I am thankful that I'm not one of the suckers who gets into a mountain of debt buying
Christmas presents he / she can't afford. I'm thankful to have at least a pinch of common sense.
I'm thankful I don't have a criminal record (yet). I'm thankful I don't live in Saudi Arabia,
where Christmas trees are contraband. Making Christmas illegal would be one of the few ways
to make it worse than it is. I'm thankful to be relatively healthy and not too fat.
I'm thankful my brain has never been jabbed with an ice pick. I'm happy to have a comfy couch,
high-speed internet, and a mosquito-free, air-conditioned living space. With running water
that won't make me sick if I drink it. I'm happy that although about 25% of Americans
voted for Bush, 75% didn't (100% of the nonvoters + 50% of those who voted).
I'm happy that although Bush's regime are making out like bandits with this war,
El Presidente has a 35% approval rating and I can call him a stinking crook on this web site
without the Tonton Macoute
coming to murder me in my sleep (yet).
This one is probably a bit unusual: I'm thankful I'm not a celebrity. I'm thankful to be
relatively anonymous. I wish I could be even more anonymous. Anonymnity = freedom.

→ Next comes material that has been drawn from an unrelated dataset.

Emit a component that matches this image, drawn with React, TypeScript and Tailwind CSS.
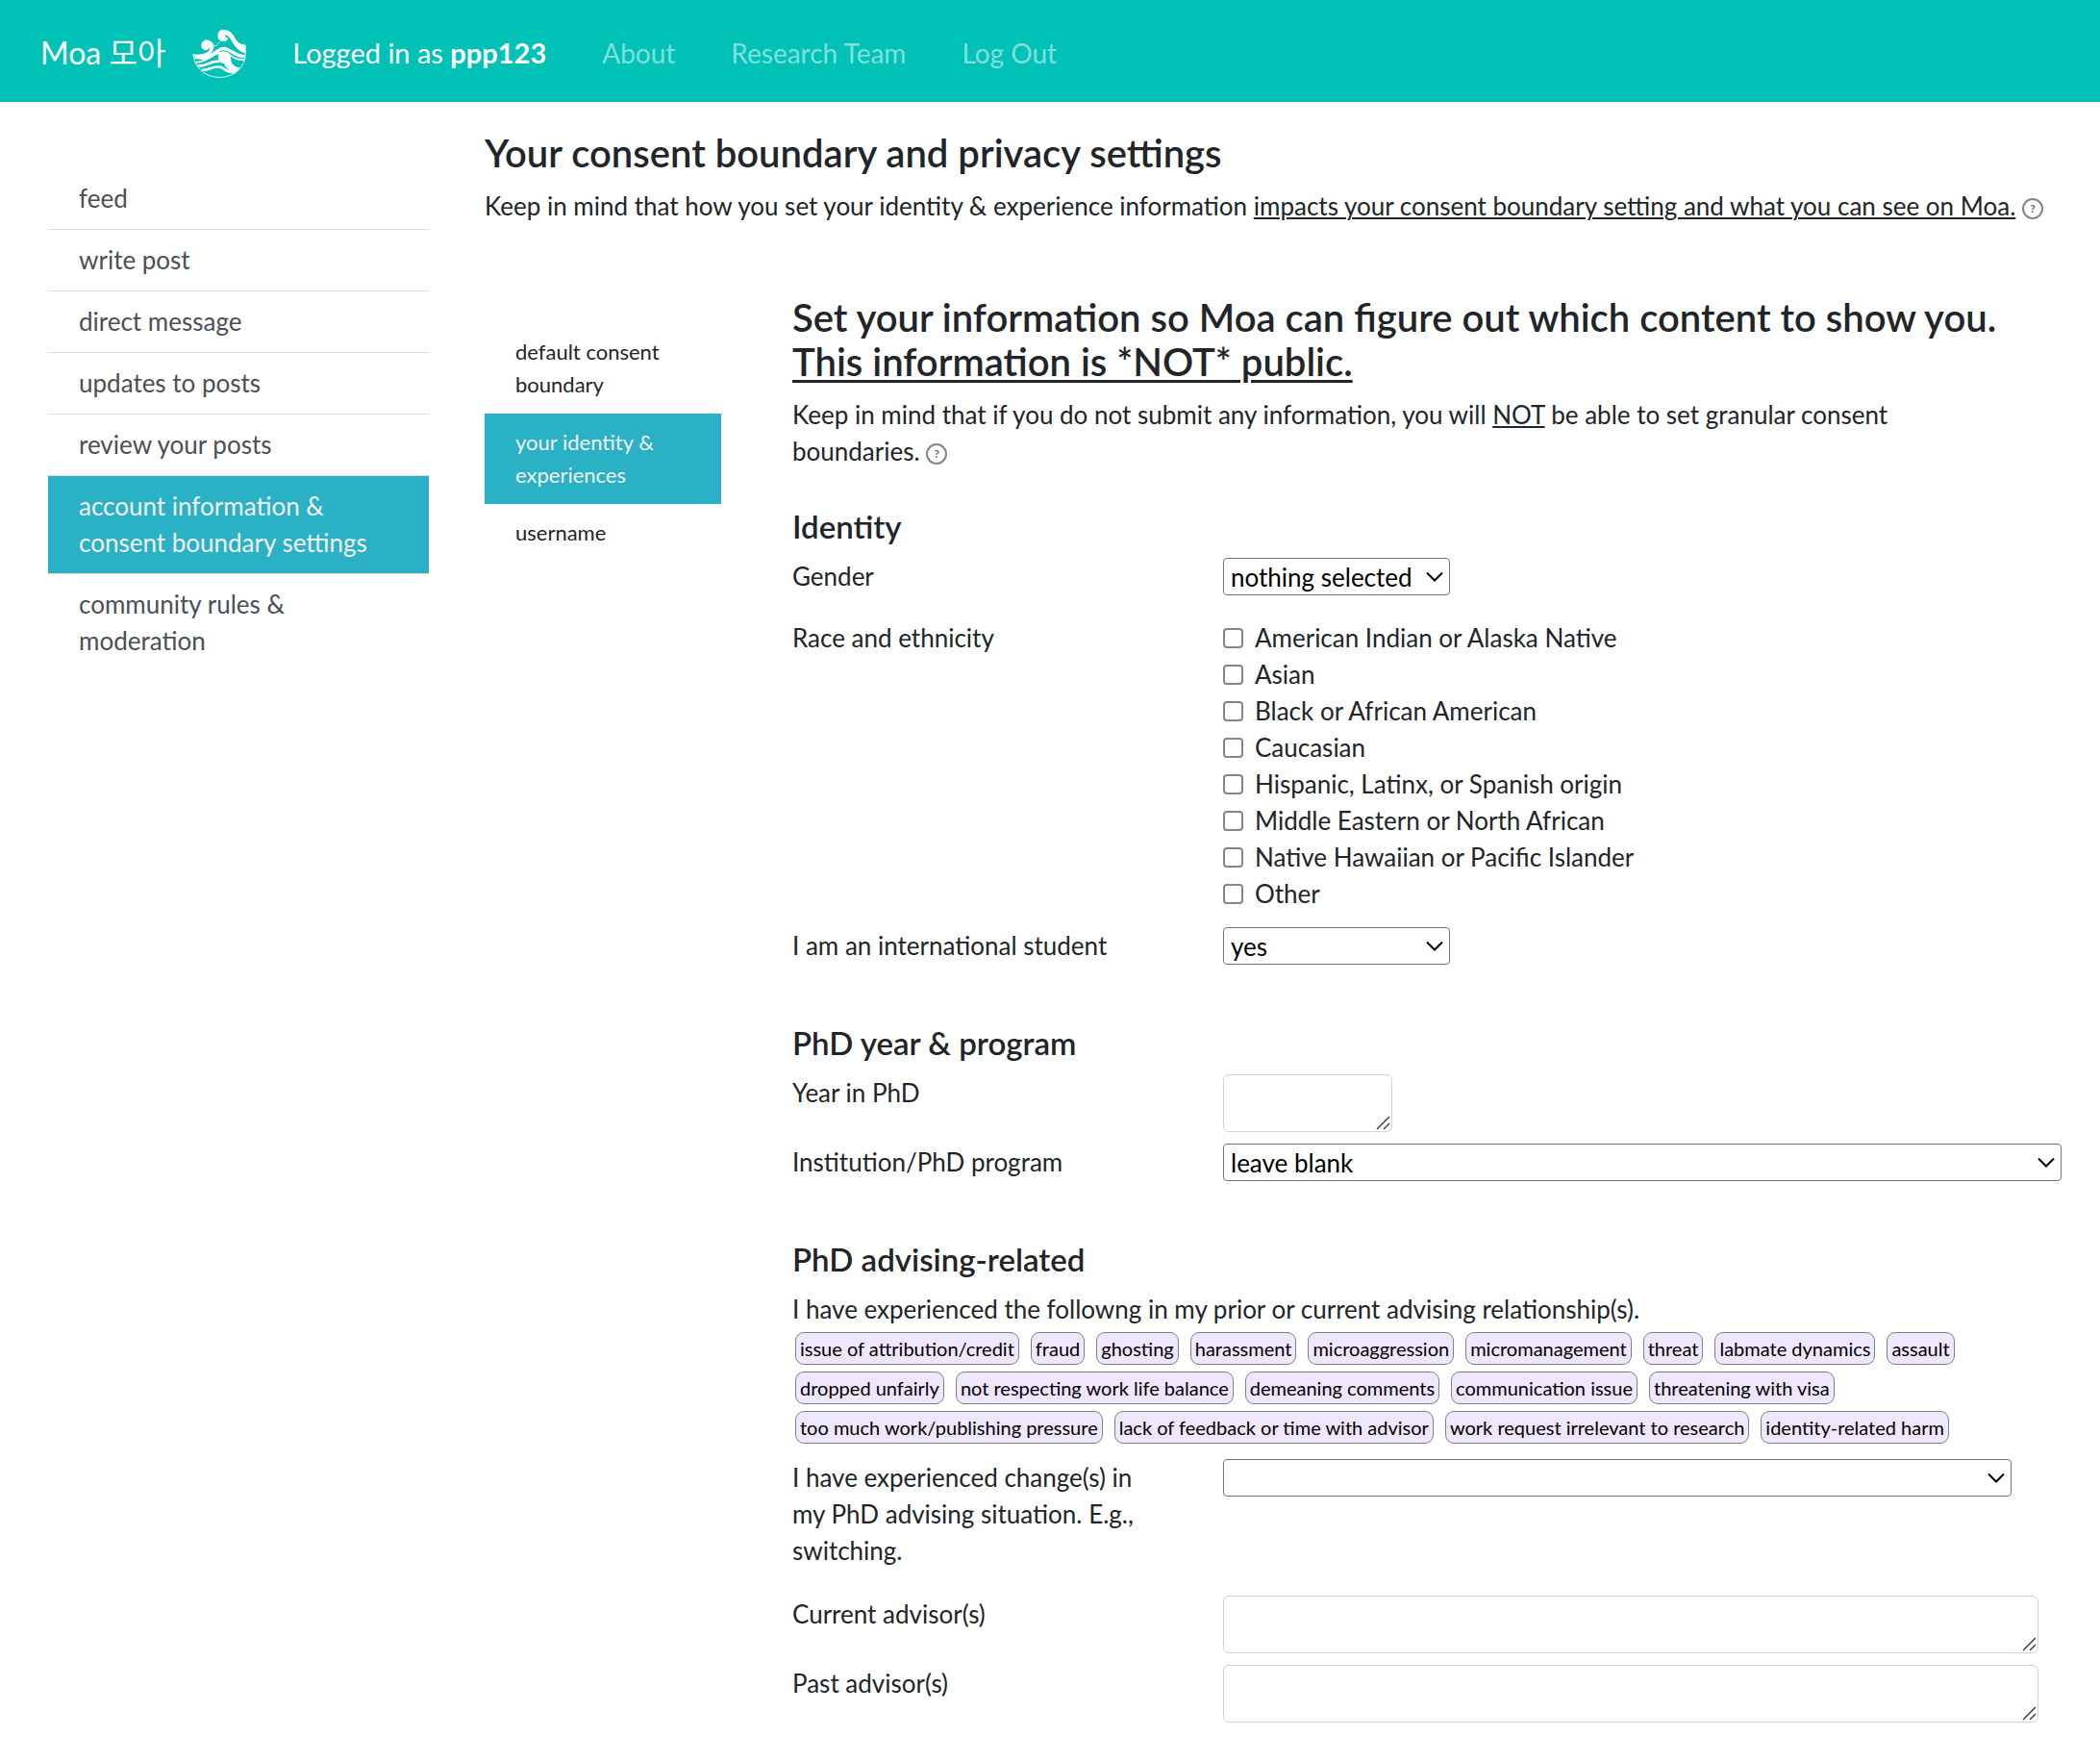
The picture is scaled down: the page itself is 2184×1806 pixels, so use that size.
import { useState } from "react";
import type { ReactNode } from "react";
import clsx from "clsx";

const menu = [
  "feed",
  "write post",
  "direct message",
  "updates to posts",
  "review your posts",
  "account information & consent boundary settings",
  "community rules & moderation",
];

const settingsMenu = ["default consent boundary", "your identity & experiences", "username"];

const races = [
  "American Indian or Alaska Native",
  "Asian",
  "Black or African American",
  "Caucasian",
  "Hispanic, Latinx, or Spanish origin",
  "Middle Eastern or North African",
  "Native Hawaiian or Pacific Islander",
  "Other",
];

const experiences = [
  "issue of attribution/credit",
  "fraud",
  "ghosting",
  "harassment",
  "microaggression",
  "micromanagement",
  "threat",
  "labmate dynamics",
  "assault",
  "dropped unfairly",
  "not respecting work life balance",
  "demeaning comments",
  "communication issue",
  "threatening with visa",
  "too much work/publishing pressure",
  "lack of feedback or time with advisor",
  "work request irrelevant to research",
  "identity-related harm",
];

const WaveLogo = () => (
  <svg viewBox="11 10 169 153" className="h-[51px] w-14" fill="none" stroke="#fff" strokeLinecap="round">
    <path d="M14 90 A82 74 0 0 0 176 104 Q180 84 177 62" strokeWidth="2.5" />
    {/* top wave */}
    <path
      d="M108 12 C128 12 138 26 145 38 C153 52 162 59 178 59 L177 86 C156 80 146 66 138 53 C132 42 126 30 114 29 C113 35 119 38 124 38 C122 46 115 50 107 49 C96 48 90 40 91 29 C92 19 99 12 108 12 Z"
      fill="#fff"
      stroke="none"
    />
    {/* left wave */}
    <path
      d="M55 44 C70 44 80 56 79 68 C78 76 74 82 68 86 C80 84 92 66 110 66 C130 66 144 88 177 92 L177 101 C144 102 130 78 110 77 C92 76 84 102 54 106 C40 107 28 102 20 104 L13 88 C26 92 40 90 52 86 C62 83 68 76 65 68 C63 74 60 77 55 77 C45 76 38 69 39 60 C40 51 47 44 55 44 Z"
      fill="#fff"
      stroke="none"
    />
    <path d="M79 64 Q90 66 96 52" strokeWidth="2" />
    <path d="M24 114 C54 116 66 92 94 86 C118 78 132 96 146 102 Q160 108 174 106" strokeWidth="5" />
    {/* front wave */}
    <path
      d="M110 80 C124 80 132 90 132 101 C132 118 142 130 162 132 L150 145 C128 144 114 132 112 118 C100 118 92 110 92 99 C92 88 100 80 110 80 Z"
      fill="#fff"
      stroke="none"
    />
    <path d="M31 125 C58 130 66 108 93 112" strokeWidth="8" />
    <path d="M44 139 C70 138 78 122 104 131 Q122 146 144 146" strokeWidth="8" />
  </svg>
);

const Help = () => (
  <button
    type="button"
    aria-label="Help"
    className="inline-flex size-[22px] items-center justify-center rounded-full border-2 border-[#858585] align-middle text-[12px] leading-none font-bold text-[#6c6c6c]"
  >
    ?
  </button>
);

const Select = ({ id, options, className }: { id: string; options: string[]; className: string }) => (
  <div className={clsx("relative", className)}>
    <select
      id={id}
      className="block h-[39px] w-full appearance-none rounded-[4px] border border-[#767676] bg-white pl-[7px] text-[26px] leading-[36px] text-black"
    >
      {options.map((option) => (
        <option key={option}>{option}</option>
      ))}
    </select>
    <svg
      viewBox="0 0 18 12"
      className="pointer-events-none absolute top-[14px] right-[7px] h-3 w-[18px]"
      fill="none"
      stroke="#000"
      strokeWidth="2"
    >
      <path d="M1 1.5 L9 9.5 L17 1.5" />
    </svg>
  </div>
);

const TextArea = ({ id, className }: { id: string; className: string }) => (
  <div className={clsx("relative", className)}>
    <textarea
      id={id}
      rows={1}
      className="block h-[60px] w-full resize-none rounded-[6px] border border-[#ced4da] bg-white px-5 py-2 text-[26px]"
    />
    <svg
      viewBox="0 0 15 15"
      className="pointer-events-none absolute right-[2px] bottom-[2px] size-[15px]"
      stroke="#444"
      strokeWidth="1.5"
    >
      <path d="M1 14 L14 1 M8 14 L14 8" />
    </svg>
  </div>
);

const Row = ({ id, label, className, children }: { id: string; label: string; className?: string; children: ReactNode }) => (
  <div className={clsx("flex items-start", className)}>
    <div className="w-[448px] shrink-0 pr-14">
      <label htmlFor={id}>{label}</label>
    </div>
    {children}
  </div>
);

const Heading = ({ children, className }: { children: ReactNode; className: string }) => (
  <h3 className={clsx("mb-[14px] text-[33px] leading-[38px] font-semibold", className)}>{children}</h3>
);

export default function App() {
  const [page, setPage] = useState(menu[5]);
  const [tab, setTab] = useState(settingsMenu[1]);

  return (
    <div className="min-h-screen bg-white font-['Lato','Noto_Sans_CJK_KR',sans-serif] text-[26px] leading-[38px] text-[#212529]">
      <nav className="flex h-[106px] items-center bg-[#00c1b6] pt-1 pl-[42px] text-white">
        <a href="#" className="mr-7 text-[32px]">
          Moa 모아
        </a>
        <a href="#" aria-label="Moa home" className="mr-12">
          <WaveLogo />
        </a>
        <div className="flex items-center gap-[58px] text-[28px]">
          <span className="text-[29px]">
            Logged in as <b>ppp123</b>
          </span>
          <a href="#" className="text-white/50">About</a>
          <a href="#" className="text-white/50">Research Team</a>
          <a href="#" className="text-white/50">Log Out</a>
        </div>
      </nav>

      <div className="flex items-start pr-5 pl-[50px]">
        <ul className="mt-[69px] mr-[58px] w-[396px] shrink-0">
          {menu.map((item) => (
            <li key={item} className="border-b border-[#dfdfdf] last:border-b-0">
              <button
                type="button"
                onClick={() => setPage(item)}
                className={clsx(
                  "block w-full px-8 pt-3 pb-[13px] text-left",
                  item === page ? "bg-[#2bb1c5] text-[#f1f1f1]" : "text-[#495057]",
                )}
              >
                {item}
              </button>
            </li>
          ))}
        </ul>

        <main className="min-w-0 flex-1 pt-[30px]">
          <h1 className="text-[40px] leading-[46px] font-semibold">Your consent boundary and privacy settings</h1>
          <p className="mt-[13px]">
            Keep in mind that how you set your identity & experience information{" "}
            <u className="decoration-2 underline-offset-2">
              impacts your consent boundary setting and what you can see on Moa.
            </u>{" "}
            <Help />
          </p>

          <div className="mt-[74px] flex items-start pr-5">
            <ul className="mt-[29px] mr-[74px] w-[246px] shrink-0 text-[22px] leading-[34px]">
              {settingsMenu.map((item) => (
                <li key={item}>
                  <button
                    type="button"
                    onClick={() => setTab(item)}
                    className={clsx(
                      "block w-full px-8 py-[13px] text-left",
                      item === tab && "bg-[#2bb1c5] text-[#f1f1f1]",
                    )}
                  >
                    {item}
                  </button>
                </li>
              ))}
            </ul>

            <form className="min-w-0 flex-1">
              <h2 className="text-[40px] leading-[46px] font-semibold">
                Set your information so Moa can figure out which content to show you.
                <br />
                <u className="decoration-[3px] underline-offset-4">This information is *NOT* public.</u>
              </h2>
              <p className="mt-[13px] pr-16">
                Keep in mind that if you do not submit any information, you will{" "}
                <u className="decoration-2 underline-offset-2">NOT</u> be able to set granular consent boundaries.{" "}
                <Help />
              </p>

              <Heading className="mt-10">Identity</Heading>
              <Row id="gender" label="Gender" className="mb-[25px]">
                <Select id="gender" className="w-[236px]" options={["nothing selected", "woman", "man", "non-binary"]} />
              </Row>
              <fieldset className="mb-4 flex items-start">
                <legend className="float-left w-[448px] shrink-0">Race and ethnicity</legend>
                <div>
                  {races.map((race) => (
                    <label key={race} className="flex items-center">
                      <input
                        type="checkbox"
                        className="mr-3 size-[21px] appearance-none rounded-[4px] border-2 border-[#858585] bg-white checked:bg-[#2bb1c5]"
                      />
                      {race}
                    </label>
                  ))}
                </div>
              </fieldset>
              <Row id="international" label="I am an international student">
                <Select id="international" className="w-[236px]" options={["yes", "no"]} />
              </Row>

              <Heading className="mt-[62px]">PhD year & program</Heading>
              <Row id="year" label="Year in PhD" className="mb-3">
                <TextArea id="year" className="w-[176px]" />
              </Row>
              <Row id="program" label="Institution/PhD program">
                <Select id="program" className="flex-1" options={["leave blank"]} />
              </Row>

              <Heading className="mt-[62px]">PhD advising-related</Heading>
              <p>I have experienced the followng in my prior or current advising relationship(s).</p>
              <div className="mt-[5px] mb-4 flex flex-wrap gap-x-3 gap-y-[7px] pr-10 pl-[3px]">
                {experiences.map((experience) => (
                  <button
                    key={experience}
                    type="button"
                    className="h-[34px] rounded-[9px] border border-[#808080] bg-[#efe7fd] px-1 text-[20px] leading-8 text-black"
                  >
                    {experience}
                  </button>
                ))}
              </div>
              <Row
                id="changes"
                label="I have experienced change(s) in my PhD advising situation. E.g., switching."
                className="mb-7"
              >
                <Select id="changes" className="w-[820px]" options={[""]} />
              </Row>
              <Row id="current" label="Current advisor(s)" className="mb-3">
                <TextArea id="current" className="w-[848px]" />
              </Row>
              <Row id="past" label="Past advisor(s)">
                <TextArea id="past" className="w-[848px]" />
              </Row>
            </form>
          </div>
        </main>
      </div>
    </div>
  );
}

I'm thankful that I can end this entry right here, because I'm not being graded on this.
30
November
2005
23:59 Pacific Daylight Time
Eleven-and-a-Half Hour
Faust by Goethe. Dr. Faustus by Marlowe.
There are several versions of the same story. It's one of those deal-with-the-devil stories.
But I think it says a lot about human nature--Faust is never truly happy, despite getting
whatever his heart desires.
The inability to be happy is, essentially, hell. Sulfur and brimstone got nothing on what
can take place inside of your head. My heart goes out to all those dumbfuck tweakers
who blew all the pleasure circuits in their brains. I don't think they ever fully recover.
Rotting teeth is bad enough, but methamphetamine rots the brain, too.
Why are people unhappy? Are they spoiled? People in the third world aren't all taking Prozac.
Even if they could afford it, the incidence of depression is lower. So wealth is not the key
to happiness, but we already should have known that. People with idle time on their hands
think too much, which can get them into trouble. People who stay busy don't have time
to be depressed. Hmm . . . that does fit with the Hindu notion of karma yoga, or salvation
via selfless deeds.
Besides having too much idle time, people must have some other reason for being so unhappy.
At least, in comparison with a dog or cat. Something about being smart requires a tradeoff
in happiness, I think. Or maybe it just makes happiness harder to attain. Who can really say.
Buddhists say desire is the root of unhappiness, so they meditate to eliminate desire.
Desire being the root of unhappiness would explain why Faust could never be happy:
fulfilling desires just seeds even more desire, feeding the beast. What if Faust had made a
deal with the devil to eliminate his desire?
Midnight approacheth. December is here, and I bid you good night.